SECTION 2. ADJUSTMENTS
2.1. Adjustments and Other Rights. The Exercise Price and the number of Warrant Shares issuable shall be subject to adjustment from time to time as follows; provided, that if more than one subsection of this Section 2.1 is applicable to a single event, the subsection shall be applied that produces the largest adjustment and no single event shall cause an adjustment under more than one subsection of this Section 2.1 so as to result in duplication:
(a) Stock Splits, Subdivisions, Reclassifications or Combinations. If the Company shall (i) declare and pay a dividend or make a distribution on its Common Stock in shares of Common Stock, (ii) subdivide or reclassify the outstanding shares of Common Stock into a greater number of shares, or (iii) combine or reclassify the outstanding shares of Common Stock into a smaller number of shares, the number of Warrant Shares issuable at the time of the record date for such dividend or distribution or the effective date of such subdivision, combination or reclassification shall be proportionately adjusted so that the Holder after such date shall be entitled to purchase the number of shares of Common Stock which such Holder would have owned or been entitled to receive in respect of the shares of Common Stock subject to this Warrant after such date had this Warrant been exercised immediately prior to such date. In such event, the Exercise Price in effect at the time of the record date for such dividend or distribution or the effective date of such subdivision, combination or reclassification shall be adjusted to the number obtained by dividing (x) the product of (1) the number of Warrant Shares issuable before such adjustment and (2) the Exercise Price in effect immediately prior to the record or effective date, as the case may be, for the dividend, distribution, subdivision, combination or reclassification giving rise to this adjustment by (y) the new number of Warrant Shares issuable determined pursuant to the immediately preceding sentence.
(b) Adjustments for Certain Dividends.

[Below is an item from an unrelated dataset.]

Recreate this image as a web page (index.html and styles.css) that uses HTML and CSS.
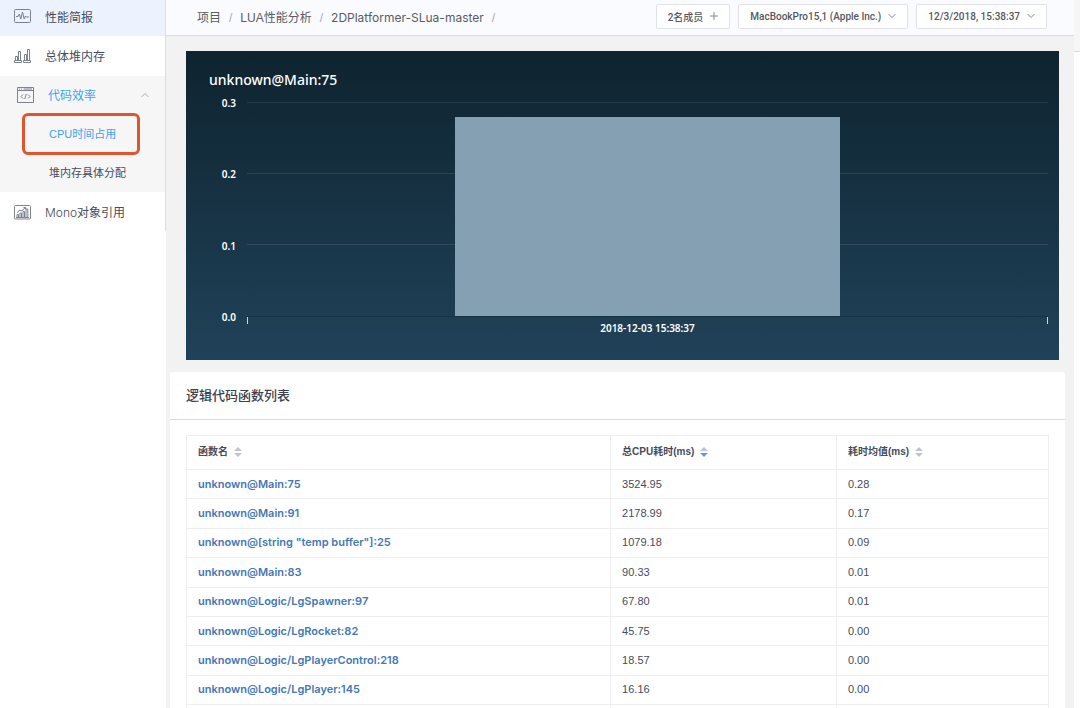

If while this Warrant, or any portion hereof, remains outstanding and unexpired, the holders of Common Stock shall have received, or, on or after the record date fixed for the determination of eligible stockholders, shall have become entitled to receive, without payment therefor, other or additional stock or other securities, assets or property (other than ordinary cash dividends or dividends paid or payable in shares of Common Stock, but including extraordinary cash dividends or distributions) of the Company by way of dividend or distribution (other than as part of its dissolution, liquidation or the winding up of its affairs), then and in each case, the Exercise Price in effect prior to such record date (or if there is no record date, the date of receipt of such dividend or distribution) shall be reduced immediately thereafter to the price determined by multiplying the Exercise Price in effect immediately prior to such reduction by the quotient of (i) the Market Price of the Common Stock on
the last trading day preceding the first date on which the Common Stock trades regular way on the principal national securities exchange on which the Common Stock is listed or admitted to trading without the right to receive such distributions (or, if the Common Stock is not so listed or admitted to trading, the Market Price of the Common Stock on the last day prior to the record date for such dividend or distribution), minus the amount of cash and/or the Fair Market Value of the additional stock or other securities, assets or property to be so distributed in respect of one share of Common Stock divided by (ii) such Market Price on such date specified in clause (i); such adjustment shall be made successively whenever such a record date is fixed. In such event, the number of Warrant Shares issuable shall be increased to the number obtained by dividing (x) the product of (1) the number of Warrant Shares issuable before such adjustment and (2) the Exercise Price in effect immediately prior to the distribution giving rise to this adjustment by (y) the new Exercise Price determined in accordance with the immediately preceding sentence. “Fair Market Value” means, with respect to any additional stock or other securities, assets or property, the fair market value of such additional stock or other securities, assets or other property as determined by the Board, acting in good faith. For so long as the Holder holds this Warrant or any portion thereof, it may object in writing to the Board’s calculation of fair market value within 10 days of receipt of written notice thereof. If the Holder and the Company are unable to agree on the fair market value during the 10-day period following the delivery of the Holder’s objection, the Appraisal Procedure may be invoked by either party to determine Fair Market Value by delivering written notification thereof not later than the 30th day after delivery of the Holder’s objection.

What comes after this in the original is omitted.